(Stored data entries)
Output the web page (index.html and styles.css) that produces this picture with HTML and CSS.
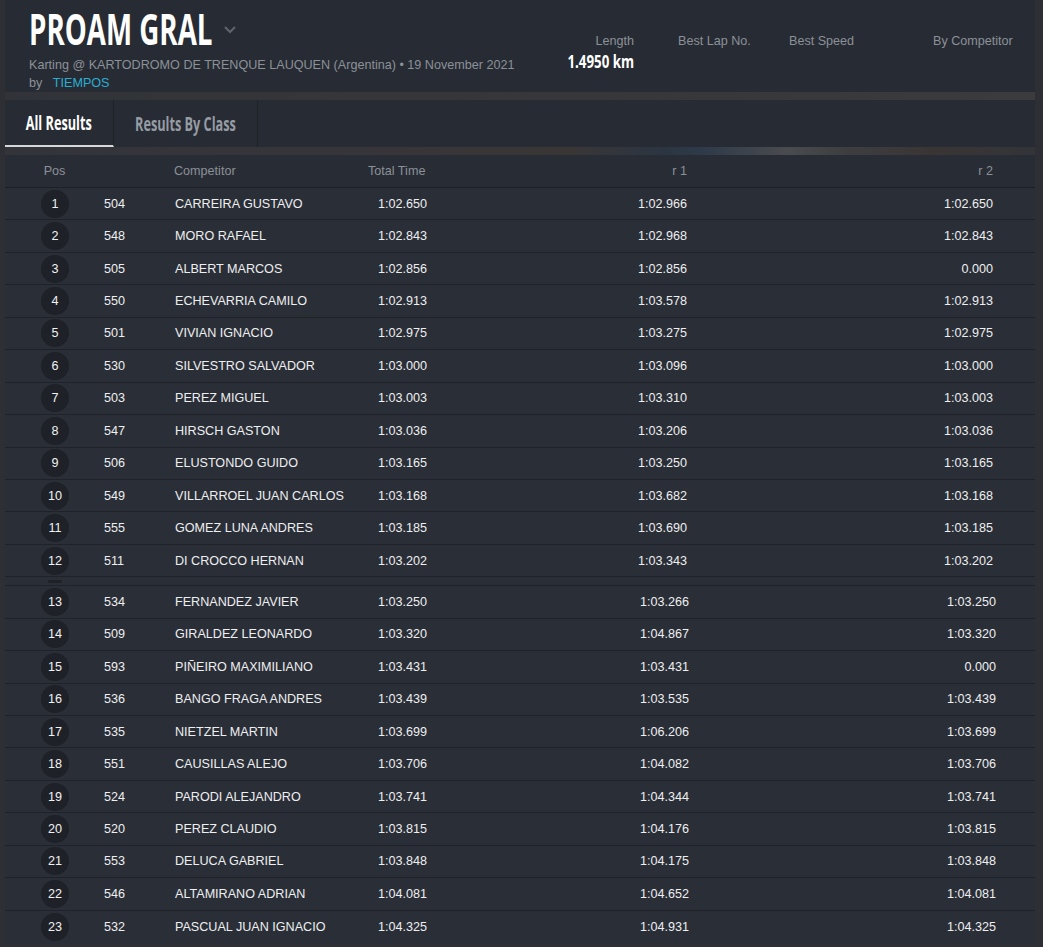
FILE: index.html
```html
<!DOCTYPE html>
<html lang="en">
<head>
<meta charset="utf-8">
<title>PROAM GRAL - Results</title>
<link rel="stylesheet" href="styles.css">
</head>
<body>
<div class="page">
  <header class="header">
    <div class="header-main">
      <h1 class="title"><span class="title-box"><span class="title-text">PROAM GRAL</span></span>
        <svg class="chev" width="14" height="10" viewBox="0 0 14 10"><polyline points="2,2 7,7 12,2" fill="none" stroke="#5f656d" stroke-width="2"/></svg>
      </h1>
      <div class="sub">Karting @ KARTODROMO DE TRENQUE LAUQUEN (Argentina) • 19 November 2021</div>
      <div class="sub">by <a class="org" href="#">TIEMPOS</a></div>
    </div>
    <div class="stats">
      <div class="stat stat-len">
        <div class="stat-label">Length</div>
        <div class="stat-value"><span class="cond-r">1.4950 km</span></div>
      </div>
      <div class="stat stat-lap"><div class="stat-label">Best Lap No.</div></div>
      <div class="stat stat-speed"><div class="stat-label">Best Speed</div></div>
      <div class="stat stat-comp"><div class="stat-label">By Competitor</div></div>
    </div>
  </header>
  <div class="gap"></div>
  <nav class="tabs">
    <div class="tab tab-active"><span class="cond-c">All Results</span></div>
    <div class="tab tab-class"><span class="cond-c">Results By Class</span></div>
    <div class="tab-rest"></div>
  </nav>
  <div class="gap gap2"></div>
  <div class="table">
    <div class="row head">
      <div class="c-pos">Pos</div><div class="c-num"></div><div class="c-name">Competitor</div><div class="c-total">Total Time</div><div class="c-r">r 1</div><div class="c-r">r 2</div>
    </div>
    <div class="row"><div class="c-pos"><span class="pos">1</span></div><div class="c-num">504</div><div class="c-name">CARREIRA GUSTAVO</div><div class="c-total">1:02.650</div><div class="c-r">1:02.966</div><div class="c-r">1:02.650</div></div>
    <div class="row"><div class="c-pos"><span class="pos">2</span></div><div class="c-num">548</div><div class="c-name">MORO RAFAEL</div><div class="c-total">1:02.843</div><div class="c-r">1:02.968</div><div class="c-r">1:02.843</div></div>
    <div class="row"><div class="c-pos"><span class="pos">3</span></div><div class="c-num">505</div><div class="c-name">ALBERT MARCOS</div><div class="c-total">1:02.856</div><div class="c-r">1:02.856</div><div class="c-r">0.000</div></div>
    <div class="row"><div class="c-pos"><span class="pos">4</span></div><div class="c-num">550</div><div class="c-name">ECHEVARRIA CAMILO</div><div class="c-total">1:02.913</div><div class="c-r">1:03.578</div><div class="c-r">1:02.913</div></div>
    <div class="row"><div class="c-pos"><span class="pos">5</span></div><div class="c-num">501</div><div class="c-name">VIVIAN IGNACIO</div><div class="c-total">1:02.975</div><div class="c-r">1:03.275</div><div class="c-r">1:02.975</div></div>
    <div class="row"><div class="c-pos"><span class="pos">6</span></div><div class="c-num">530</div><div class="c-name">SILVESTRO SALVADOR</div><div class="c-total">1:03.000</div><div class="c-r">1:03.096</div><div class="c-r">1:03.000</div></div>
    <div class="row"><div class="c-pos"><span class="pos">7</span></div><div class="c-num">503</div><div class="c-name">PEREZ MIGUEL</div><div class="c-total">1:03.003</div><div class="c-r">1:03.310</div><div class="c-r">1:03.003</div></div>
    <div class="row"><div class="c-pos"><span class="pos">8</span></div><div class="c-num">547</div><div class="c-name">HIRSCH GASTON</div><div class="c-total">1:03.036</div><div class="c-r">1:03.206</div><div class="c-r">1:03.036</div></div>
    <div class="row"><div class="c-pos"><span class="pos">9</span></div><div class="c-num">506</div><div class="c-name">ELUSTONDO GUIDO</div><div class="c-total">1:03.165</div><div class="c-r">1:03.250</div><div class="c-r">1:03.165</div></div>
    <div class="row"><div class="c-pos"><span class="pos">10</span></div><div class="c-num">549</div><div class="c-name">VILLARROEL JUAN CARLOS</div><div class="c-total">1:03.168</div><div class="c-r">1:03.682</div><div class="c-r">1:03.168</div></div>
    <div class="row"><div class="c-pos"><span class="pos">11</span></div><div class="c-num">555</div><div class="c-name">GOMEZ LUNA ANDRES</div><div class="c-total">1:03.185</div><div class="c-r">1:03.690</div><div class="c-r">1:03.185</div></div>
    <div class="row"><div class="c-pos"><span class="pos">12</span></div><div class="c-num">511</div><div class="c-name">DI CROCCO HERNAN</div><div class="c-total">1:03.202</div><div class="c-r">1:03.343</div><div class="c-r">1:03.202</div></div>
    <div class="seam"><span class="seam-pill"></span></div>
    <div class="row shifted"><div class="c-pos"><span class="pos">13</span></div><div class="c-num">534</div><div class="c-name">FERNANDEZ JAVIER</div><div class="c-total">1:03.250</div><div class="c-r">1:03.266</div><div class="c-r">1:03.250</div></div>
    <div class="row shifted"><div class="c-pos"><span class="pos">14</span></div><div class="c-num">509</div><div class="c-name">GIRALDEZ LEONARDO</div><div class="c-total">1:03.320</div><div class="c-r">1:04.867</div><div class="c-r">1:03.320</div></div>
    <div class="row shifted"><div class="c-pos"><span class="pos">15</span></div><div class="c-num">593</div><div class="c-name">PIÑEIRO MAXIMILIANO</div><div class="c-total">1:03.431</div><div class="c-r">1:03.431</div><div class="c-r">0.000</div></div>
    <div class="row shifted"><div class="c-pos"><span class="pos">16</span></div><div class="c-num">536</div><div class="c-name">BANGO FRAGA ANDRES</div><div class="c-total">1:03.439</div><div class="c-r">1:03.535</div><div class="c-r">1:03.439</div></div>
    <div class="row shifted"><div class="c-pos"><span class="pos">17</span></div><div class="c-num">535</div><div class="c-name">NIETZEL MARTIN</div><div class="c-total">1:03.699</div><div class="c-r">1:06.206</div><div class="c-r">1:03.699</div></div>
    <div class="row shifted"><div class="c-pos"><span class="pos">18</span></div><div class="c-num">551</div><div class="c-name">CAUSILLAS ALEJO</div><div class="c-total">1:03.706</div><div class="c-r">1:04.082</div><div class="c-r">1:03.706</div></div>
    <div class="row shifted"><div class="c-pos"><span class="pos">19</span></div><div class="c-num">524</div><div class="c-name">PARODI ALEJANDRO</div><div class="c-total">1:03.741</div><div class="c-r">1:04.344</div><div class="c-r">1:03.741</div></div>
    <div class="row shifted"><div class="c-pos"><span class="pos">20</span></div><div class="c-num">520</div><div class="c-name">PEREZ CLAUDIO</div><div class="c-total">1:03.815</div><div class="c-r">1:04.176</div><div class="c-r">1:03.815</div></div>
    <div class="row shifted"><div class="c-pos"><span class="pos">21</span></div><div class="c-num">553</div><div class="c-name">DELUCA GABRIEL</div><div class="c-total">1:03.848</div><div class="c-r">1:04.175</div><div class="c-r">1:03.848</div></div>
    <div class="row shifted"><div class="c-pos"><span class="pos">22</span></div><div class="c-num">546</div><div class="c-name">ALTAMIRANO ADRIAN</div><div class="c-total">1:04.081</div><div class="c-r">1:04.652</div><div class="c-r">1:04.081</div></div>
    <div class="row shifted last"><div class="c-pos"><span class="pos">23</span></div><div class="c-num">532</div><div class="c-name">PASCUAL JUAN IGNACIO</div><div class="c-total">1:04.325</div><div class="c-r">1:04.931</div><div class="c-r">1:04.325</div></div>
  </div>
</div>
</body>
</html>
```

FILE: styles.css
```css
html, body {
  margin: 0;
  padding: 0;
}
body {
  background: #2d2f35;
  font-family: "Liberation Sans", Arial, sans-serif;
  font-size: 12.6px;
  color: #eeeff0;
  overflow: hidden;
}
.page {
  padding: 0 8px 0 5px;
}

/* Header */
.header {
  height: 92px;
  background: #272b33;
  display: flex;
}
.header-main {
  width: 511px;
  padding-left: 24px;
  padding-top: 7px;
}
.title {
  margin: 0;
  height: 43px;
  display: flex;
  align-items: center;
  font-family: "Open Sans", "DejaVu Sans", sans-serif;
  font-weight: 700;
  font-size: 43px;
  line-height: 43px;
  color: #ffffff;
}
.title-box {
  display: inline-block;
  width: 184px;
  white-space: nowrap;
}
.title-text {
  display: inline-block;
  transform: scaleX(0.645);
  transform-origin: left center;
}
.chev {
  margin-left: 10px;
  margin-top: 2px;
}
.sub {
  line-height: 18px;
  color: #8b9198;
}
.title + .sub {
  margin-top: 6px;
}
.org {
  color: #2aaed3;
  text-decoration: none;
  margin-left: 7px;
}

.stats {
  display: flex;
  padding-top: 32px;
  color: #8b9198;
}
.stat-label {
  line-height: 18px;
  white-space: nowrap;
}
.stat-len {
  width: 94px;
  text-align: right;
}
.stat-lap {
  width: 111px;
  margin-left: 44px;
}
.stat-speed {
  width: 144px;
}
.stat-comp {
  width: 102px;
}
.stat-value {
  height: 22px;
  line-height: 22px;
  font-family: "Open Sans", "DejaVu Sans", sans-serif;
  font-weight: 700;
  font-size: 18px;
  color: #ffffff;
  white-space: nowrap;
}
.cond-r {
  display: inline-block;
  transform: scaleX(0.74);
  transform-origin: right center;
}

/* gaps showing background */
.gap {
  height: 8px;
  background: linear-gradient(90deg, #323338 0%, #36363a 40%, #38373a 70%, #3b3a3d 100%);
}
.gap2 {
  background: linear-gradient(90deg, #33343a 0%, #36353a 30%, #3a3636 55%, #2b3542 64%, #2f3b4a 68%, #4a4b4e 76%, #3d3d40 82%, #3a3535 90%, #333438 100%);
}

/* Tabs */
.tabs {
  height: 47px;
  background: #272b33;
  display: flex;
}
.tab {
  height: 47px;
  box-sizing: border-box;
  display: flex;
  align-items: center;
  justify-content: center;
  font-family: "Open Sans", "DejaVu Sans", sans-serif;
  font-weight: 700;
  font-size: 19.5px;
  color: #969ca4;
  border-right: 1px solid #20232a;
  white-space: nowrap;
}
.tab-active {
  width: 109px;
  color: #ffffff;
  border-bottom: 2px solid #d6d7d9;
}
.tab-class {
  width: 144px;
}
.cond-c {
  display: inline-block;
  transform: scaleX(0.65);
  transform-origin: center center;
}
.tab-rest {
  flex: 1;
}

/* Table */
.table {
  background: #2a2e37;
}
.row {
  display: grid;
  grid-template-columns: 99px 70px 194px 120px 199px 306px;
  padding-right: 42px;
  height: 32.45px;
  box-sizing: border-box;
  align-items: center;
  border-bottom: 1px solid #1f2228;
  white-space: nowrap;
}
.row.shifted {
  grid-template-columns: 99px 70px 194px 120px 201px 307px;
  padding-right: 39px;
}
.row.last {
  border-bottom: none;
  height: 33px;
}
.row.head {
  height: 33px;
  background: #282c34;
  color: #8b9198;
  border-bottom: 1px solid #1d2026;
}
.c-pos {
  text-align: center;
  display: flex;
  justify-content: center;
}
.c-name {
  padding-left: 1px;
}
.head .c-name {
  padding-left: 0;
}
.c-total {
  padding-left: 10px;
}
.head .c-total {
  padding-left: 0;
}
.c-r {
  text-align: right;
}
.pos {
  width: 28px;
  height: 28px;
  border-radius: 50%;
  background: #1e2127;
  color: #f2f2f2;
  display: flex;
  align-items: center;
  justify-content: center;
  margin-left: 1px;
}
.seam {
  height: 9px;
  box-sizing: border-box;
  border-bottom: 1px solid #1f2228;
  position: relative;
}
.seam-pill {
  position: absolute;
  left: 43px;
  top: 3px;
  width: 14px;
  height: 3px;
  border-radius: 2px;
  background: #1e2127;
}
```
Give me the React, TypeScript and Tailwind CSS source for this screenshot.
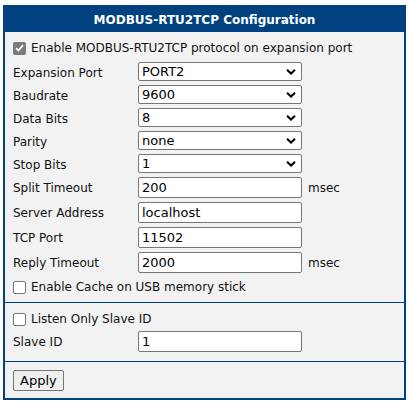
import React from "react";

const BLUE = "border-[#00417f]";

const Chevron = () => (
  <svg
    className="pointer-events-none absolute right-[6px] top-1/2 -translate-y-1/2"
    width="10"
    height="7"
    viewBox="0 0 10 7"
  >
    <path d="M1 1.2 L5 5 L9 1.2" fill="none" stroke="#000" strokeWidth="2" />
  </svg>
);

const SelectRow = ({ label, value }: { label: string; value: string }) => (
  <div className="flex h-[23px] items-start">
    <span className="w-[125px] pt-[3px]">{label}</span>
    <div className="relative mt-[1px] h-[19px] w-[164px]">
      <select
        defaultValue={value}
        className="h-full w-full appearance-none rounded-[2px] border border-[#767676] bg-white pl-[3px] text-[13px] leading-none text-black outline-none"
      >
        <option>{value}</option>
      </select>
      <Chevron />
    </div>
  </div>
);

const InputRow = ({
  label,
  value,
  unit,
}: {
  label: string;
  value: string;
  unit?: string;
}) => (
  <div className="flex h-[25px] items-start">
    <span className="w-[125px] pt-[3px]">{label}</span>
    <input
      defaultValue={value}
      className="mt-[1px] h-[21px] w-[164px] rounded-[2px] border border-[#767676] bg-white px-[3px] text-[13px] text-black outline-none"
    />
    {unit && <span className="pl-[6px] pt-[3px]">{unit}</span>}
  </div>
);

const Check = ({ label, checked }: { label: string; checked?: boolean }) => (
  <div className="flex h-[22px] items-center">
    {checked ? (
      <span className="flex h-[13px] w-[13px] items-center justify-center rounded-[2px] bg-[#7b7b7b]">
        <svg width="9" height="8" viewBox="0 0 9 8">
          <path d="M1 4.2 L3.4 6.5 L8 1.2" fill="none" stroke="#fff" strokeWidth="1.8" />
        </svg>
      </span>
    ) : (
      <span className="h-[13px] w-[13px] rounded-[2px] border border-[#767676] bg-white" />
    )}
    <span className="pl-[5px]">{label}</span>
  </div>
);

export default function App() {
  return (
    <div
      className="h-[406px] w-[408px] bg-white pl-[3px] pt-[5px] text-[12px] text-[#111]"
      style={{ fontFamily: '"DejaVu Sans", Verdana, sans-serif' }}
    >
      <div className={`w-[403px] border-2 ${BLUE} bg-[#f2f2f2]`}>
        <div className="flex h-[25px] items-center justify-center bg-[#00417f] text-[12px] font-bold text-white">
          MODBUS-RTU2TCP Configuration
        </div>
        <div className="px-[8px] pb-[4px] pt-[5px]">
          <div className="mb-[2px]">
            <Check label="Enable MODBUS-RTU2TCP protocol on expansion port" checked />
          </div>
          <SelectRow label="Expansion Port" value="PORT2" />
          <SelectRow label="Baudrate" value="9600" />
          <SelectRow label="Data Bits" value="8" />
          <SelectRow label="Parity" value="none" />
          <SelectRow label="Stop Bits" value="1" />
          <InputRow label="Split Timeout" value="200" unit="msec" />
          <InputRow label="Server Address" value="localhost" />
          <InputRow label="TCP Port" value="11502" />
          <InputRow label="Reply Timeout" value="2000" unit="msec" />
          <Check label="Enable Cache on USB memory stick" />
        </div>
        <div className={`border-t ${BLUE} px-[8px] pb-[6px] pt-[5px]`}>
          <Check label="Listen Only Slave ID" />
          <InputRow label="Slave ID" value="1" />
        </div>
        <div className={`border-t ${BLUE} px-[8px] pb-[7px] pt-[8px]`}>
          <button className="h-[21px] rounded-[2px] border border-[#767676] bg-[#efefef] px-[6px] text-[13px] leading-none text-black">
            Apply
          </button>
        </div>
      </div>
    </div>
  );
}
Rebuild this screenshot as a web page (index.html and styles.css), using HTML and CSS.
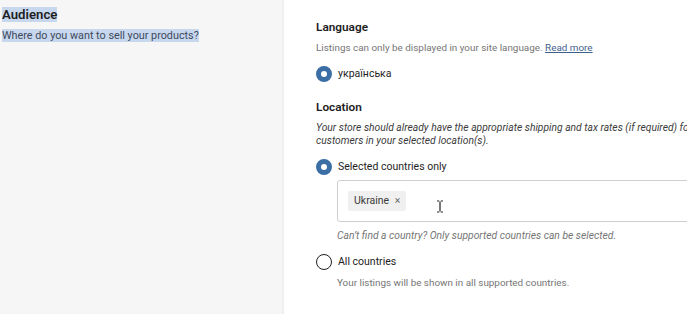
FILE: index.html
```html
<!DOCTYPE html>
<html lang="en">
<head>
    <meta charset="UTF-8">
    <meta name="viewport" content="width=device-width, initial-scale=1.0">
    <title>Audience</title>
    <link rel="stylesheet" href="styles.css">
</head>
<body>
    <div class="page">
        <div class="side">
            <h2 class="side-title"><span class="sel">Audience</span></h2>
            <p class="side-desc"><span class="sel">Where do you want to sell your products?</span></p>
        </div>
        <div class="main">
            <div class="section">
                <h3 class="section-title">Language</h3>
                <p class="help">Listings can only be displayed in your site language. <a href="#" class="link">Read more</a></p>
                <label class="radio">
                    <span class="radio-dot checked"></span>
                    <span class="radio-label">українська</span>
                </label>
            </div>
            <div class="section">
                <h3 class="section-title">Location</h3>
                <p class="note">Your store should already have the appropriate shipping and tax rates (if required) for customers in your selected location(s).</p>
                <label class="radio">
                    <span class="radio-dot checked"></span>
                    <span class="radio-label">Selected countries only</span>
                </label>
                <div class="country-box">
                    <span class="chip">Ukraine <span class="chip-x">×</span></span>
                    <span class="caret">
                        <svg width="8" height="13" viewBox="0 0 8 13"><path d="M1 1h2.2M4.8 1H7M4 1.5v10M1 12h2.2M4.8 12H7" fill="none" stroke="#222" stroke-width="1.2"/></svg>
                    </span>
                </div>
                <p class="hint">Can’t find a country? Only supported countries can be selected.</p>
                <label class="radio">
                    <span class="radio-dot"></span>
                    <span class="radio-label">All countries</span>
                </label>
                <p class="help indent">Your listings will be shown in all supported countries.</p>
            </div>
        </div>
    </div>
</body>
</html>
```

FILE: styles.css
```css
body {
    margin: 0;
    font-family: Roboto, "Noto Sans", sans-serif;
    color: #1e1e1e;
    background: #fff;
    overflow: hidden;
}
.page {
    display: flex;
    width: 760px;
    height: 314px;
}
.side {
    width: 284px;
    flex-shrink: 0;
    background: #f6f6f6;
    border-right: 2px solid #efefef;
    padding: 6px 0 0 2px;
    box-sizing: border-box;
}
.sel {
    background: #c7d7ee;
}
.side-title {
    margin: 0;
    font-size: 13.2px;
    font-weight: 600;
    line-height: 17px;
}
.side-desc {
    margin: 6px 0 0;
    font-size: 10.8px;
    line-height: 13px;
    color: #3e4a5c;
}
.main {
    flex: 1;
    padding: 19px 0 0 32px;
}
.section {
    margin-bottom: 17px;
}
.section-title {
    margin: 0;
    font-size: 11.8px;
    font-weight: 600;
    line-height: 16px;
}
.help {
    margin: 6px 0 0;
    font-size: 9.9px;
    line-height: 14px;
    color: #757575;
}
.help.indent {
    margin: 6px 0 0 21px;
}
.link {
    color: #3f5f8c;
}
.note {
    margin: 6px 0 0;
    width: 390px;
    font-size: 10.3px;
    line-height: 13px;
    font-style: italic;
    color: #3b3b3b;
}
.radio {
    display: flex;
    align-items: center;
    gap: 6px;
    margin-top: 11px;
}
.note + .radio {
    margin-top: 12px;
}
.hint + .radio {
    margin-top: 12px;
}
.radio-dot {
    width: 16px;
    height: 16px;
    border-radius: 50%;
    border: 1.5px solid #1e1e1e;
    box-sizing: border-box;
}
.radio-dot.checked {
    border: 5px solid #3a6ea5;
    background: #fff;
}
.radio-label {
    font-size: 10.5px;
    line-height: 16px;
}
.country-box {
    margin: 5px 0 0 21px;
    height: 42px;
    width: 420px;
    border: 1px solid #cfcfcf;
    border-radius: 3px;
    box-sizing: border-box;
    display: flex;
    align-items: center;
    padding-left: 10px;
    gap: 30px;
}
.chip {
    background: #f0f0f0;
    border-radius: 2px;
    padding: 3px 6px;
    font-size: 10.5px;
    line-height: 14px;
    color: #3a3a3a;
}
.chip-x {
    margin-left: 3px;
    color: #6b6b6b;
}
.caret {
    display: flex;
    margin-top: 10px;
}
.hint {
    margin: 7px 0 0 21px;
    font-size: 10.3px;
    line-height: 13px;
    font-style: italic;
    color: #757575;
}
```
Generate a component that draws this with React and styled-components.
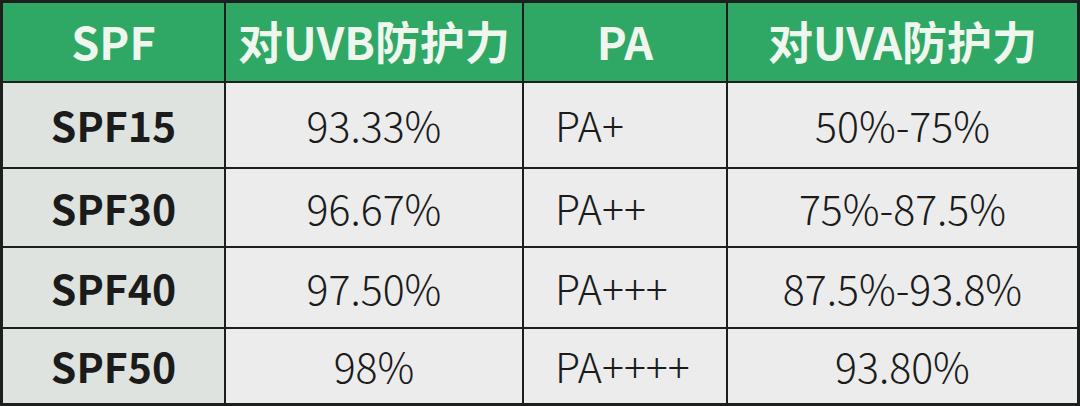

## Exercise requirements
Report each line of the material above where the word "this" appears.

## Task answer
Output the web page (index.html and styles.css) that produces this picture with HTML and CSS.
Give me the React, TypeScript and Tailwind CSS source for this screenshot.
Rebuild this screenshot as a web page (index.html and styles.css), using HTML and CSS.
Generate a component that draws this with React and styled-components.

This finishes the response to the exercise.